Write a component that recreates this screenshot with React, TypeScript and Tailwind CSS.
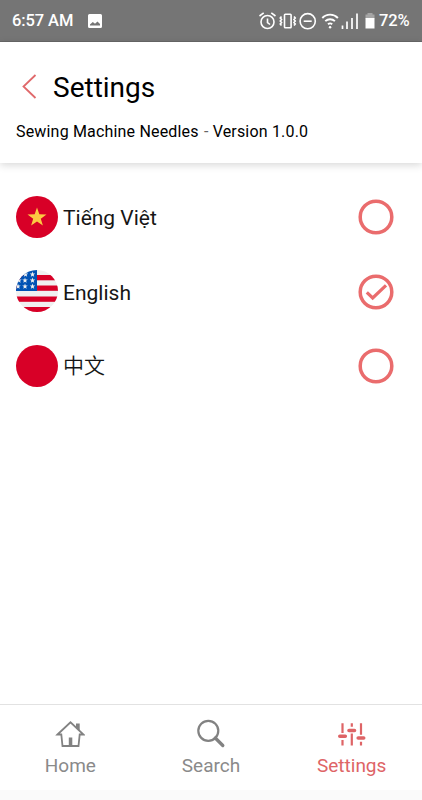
import React, { useState } from 'react';

type LanguageId = 'vi' | 'en' | 'zh';

interface Language {
  id: LanguageId;
  label: string;
}

const languages: Language[] = [
  { id: 'vi', label: 'Tiếng Việt' },
  { id: 'en', label: 'English' },
  { id: 'zh', label: '中文' }
];

const STAR = '0,-1 0.235,-0.324 0.951,-0.309 0.38,0.124 0.588,0.809 0,0.4 -0.588,0.809 -0.38,0.124 -0.951,-0.309 -0.235,-0.324';

const Flag: React.FC<{ id: LanguageId }> = ({ id }) => (
  <svg viewBox="0 0 42 42" className="w-[42px] h-[42px] shrink-0 rounded-full">
    {id === 'en' ? (
      <>
        <rect width="42" height="42" fill="#f0f0f0" />
        {[5, 15.5, 26.5, 37].map((y) => (
          <rect key={y} y={y} width="42" height="5.3" fill="#d80027" />
        ))}
        <rect width="21" height="21" fill="#0052b4" />
        {[
          [16.5, 4.5], [9.5, 4.5],
          [16.5, 10.5], [9, 10.5], [3, 10.5],
          [16.5, 16.5], [9, 16.5], [2, 16.5]
        ].map(([x, y]) => (
          <polygon
            key={`${x}-${y}`}
            points={STAR}
            fill="#f0f0f0"
            transform={`translate(${x} ${y}) scale(2.9)`}
          />
        ))}
      </>
    ) : (
      <rect width="42" height="42" fill="#d80027" />
    )}
    {id === 'vi' && (
      <polygon points={STAR} fill="#ffda44" fillOpacity="0.92" transform="translate(21 21.5) scale(10)" />
    )}
  </svg>
);

const Radio: React.FC<{ checked: boolean }> = ({ checked }) => (
  <svg viewBox="0 0 36 36" className="mt-px w-9 h-9 shrink-0" fill="none" stroke="#ea6c6d" strokeWidth="3.5">
    <circle cx="18" cy="18" r="15.8" />
    {checked && <path d="M8.8 18.3l5.9 5.7L28 11.3" strokeWidth="3.2" />}
  </svg>
);

const StatusBar: React.FC = () => (
  <div className="h-[42px] shrink-0 flex items-center bg-[#757575] border-b border-[#686868] text-white font-medium text-[16.5px] pt-0.5 pl-3 pr-[11px]">
    <span className="w-[62px] whitespace-nowrap tracking-[-0.1px]">6:57 AM</span>
    <svg viewBox="0 0 14 14" className="ml-[14px] mb-0.5 w-[14px] h-[14px]">
      <path
        fill="white"
        fillRule="evenodd"
        d="M1.5 0h11A1.5 1.5 0 0 1 14 1.5v11a1.5 1.5 0 0 1-1.5 1.5h-11A1.5 1.5 0 0 1 0 12.5v-11A1.5 1.5 0 0 1 1.5 0zM2 11.500h10V10L9.500 7.500 7 9.700 4.800 8 2 10.500z"
      />
    </svg>

    {/* Alarm, vibrate, do not disturb, wifi, signal, battery */}
    <svg
      viewBox="0 0 118 20"
      className="ml-auto mb-px w-[118px] h-5"
      fill="none"
      stroke="white"
      strokeWidth="1.6"
    >
      <circle cx="8.5" cy="11" r="6.5" />
      <path d="M8.5 7.5v4l2.500 2M0.500 5L4.700 1.800M12.300 1.800l4.200 3.200" />

      <rect x="25.500" y="3.200" width="6.600" height="13.600" rx="0.800" />
      <path d="M22.500 5.500l-1.200 1.500 1.200 1.500-1.200 1.500 1.200 1.500-1.200 1.500 1.200 1.500M35 5.500l1.200 1.500-1.200 1.500 1.200 1.500-1.200 1.500 1.200 1.500-1.200 1.500" strokeWidth="1.700" />

      <circle cx="48.700" cy="10.200" r="7.600" />
      <path d="M44.700 10.200h8" />

      <path d="M63.300 7a10.700 10.700 0 0 1 15.600 0M66.300 10.200a6.800 6.800 0 0 1 9.600 0M69 13.300a3.200 3.200 0 0 1 4.200 0" strokeWidth="1.900" />
      <circle cx="71.100" cy="16.300" r="1.200" fill="white" stroke="none" />

      <path d="M83.500 14.500V18M88 10.500v7.500M93 7v11M98 2.500V18" strokeWidth="1.700" />

      <path d="M106.500 3.500h2V2h5v1.500h2V7.500h-9z" fill="#a5a5a5" stroke="none" />
      <path d="M106.500 7h9v10.500h-9z" fill="white" stroke="none" />
    </svg>
    <span className="ml-[2px] w-[32px] whitespace-nowrap tracking-[-0.1px]">72%</span>
  </div>
);

const Header: React.FC = () => (
  <header className="h-[121px] shrink-0 bg-white shadow-[0_2px_8px_rgba(0,0,0,0.16)] pt-[27px]">
    <div className="flex items-center h-9 pl-[22px]">
      <button aria-label="Back" className="w-[31px]">
        <svg viewBox="0 0 15 26" className="w-[15px] h-[26px]" fill="none" stroke="#e0696b" strokeWidth="1.8">
          <path d="M13.5 1l-12 11.500 12 11.500" />
        </svg>
      </button>
      <h1 className="pt-0.5 text-[28px] leading-9 text-black">Settings</h1>
    </div>
    <p className="mt-[17px] pl-4 text-[16px] leading-5 tracking-[0.18px] text-black whitespace-nowrap">
      Sewing Machine Needles <span className="ml-px text-[#666]">-</span> Version 1.0.0
    </p>
  </header>
);

const HomeIcon: React.FC = () => (
  <svg viewBox="0 0 30 30" className="w-[30px] h-[30px]" fill="none" stroke="#828282" strokeWidth="1.8">
    <path d="M2.500 15.500L15.500 3.300l13 12.200h-3.800L23.500 27h-16L6.300 15.500z" />
    <path d="M21 4.500h3.700v7.500L21 8.600zM13.800 18.500h3.500v8.500h-3.500z" fill="#828282" stroke="none" />
  </svg>
);

const SearchIcon: React.FC = () => (
  <svg viewBox="0 0 30 30" className="w-[30px] h-[30px]" fill="none" stroke="#828282">
    <circle cx="12.300" cy="11.800" r="10" strokeWidth="2.200" />
    <path d="M19.300 19l7.500 7.500" strokeWidth="3.300" strokeLinecap="round" />
  </svg>
);

const SlidersIcon: React.FC = () => (
  <svg viewBox="0 0 30 30" className="w-[30px] h-[30px]" fill="none" stroke="#de6466">
    <path d="M5.500 4.300v9.700M5.500 21v5.500M14.800 4.300v3.500M14.800 14.500v12M24 4.300v11.500M24 22.700v3.800" strokeWidth="2.200" />
    <path d="M2.800 17.300h5.500M12 11.500h5.500M21.200 19h5.500" strokeWidth="3.600" strokeLinecap="round" />
  </svg>
);

const navigationItems = [
  { id: 'home', label: 'Home', icon: <HomeIcon /> },
  { id: 'search', label: 'Search', icon: <SearchIcon /> },
  { id: 'settings', label: 'Settings', icon: <SlidersIcon /> }
];

const App: React.FC = () => {
  const [selected, setSelected] = useState<LanguageId>('en');
  const [activeTab, setActiveTab] = useState('settings');

  return (
    <div className="w-full h-screen flex flex-col bg-white overflow-hidden font-['Roboto','Noto_Sans_CJK_SC',sans-serif]">
      <StatusBar />
      <Header />

      <main className="flex-1 pt-[16.5px]">
        {languages.map((language) => (
          <button
            key={language.id}
            onClick={() => setSelected(language.id)}
            className="w-full h-[74.5px] flex items-center pl-4 pr-7 text-left"
          >
            <Flag id={language.id} />
            <span
              className={`flex-1 ml-[5px] text-[21px] leading-8 text-[#161616] ${
                language.id === 'zh' ? 'font-[350] pt-px' : 'pt-[3px]'
              }`}
            >
              {language.label}
            </span>
            <Radio checked={selected === language.id} />
          </button>
        ))}
      </main>

      <nav className="h-[86px] shrink-0 grid grid-cols-3 border-t border-[#e2e2e2]">
        {navigationItems.map((item) => (
          <button
            key={item.id}
            onClick={() => setActiveTab(item.id)}
            className={`flex flex-col items-center pt-[14px] text-[19px] leading-6 ${
              activeTab === item.id ? 'text-[#de6466]' : 'text-[#8a8a8a]'
            }`}
          >
            {item.icon}
            <span className="mt-[5px]">{item.label}</span>
          </button>
        ))}
      </nav>
      <div className="h-2.5 shrink-0 bg-[#fafafa]" />
    </div>
  );
};

export default App;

● ● ● ● ● ● ●

= What you need to do =
Repeat the lines of the listing above verbatim, beginning at its first line and ending at the line containing "const STAR = '0,-1", which is included. Omit pictures.

= Complete output =
Write a component that recreates this screenshot with React, TypeScript and Tailwind CSS.
import React, { useState } from 'react';

type LanguageId = 'vi' | 'en' | 'zh';

interface Language {
  id: LanguageId;
  label: string;
}

const languages: Language[] = [
  { id: 'vi', label: 'Tiếng Việt' },
  { id: 'en', label: 'English' },
  { id: 'zh', label: '中文' }
];

const STAR = '0,-1 0.235,-0.324 0.951,-0.309 0.38,0.124 0.588,0.809 0,0.4 -0.588,0.809 -0.38,0.124 -0.951,-0.309 -0.235,-0.324';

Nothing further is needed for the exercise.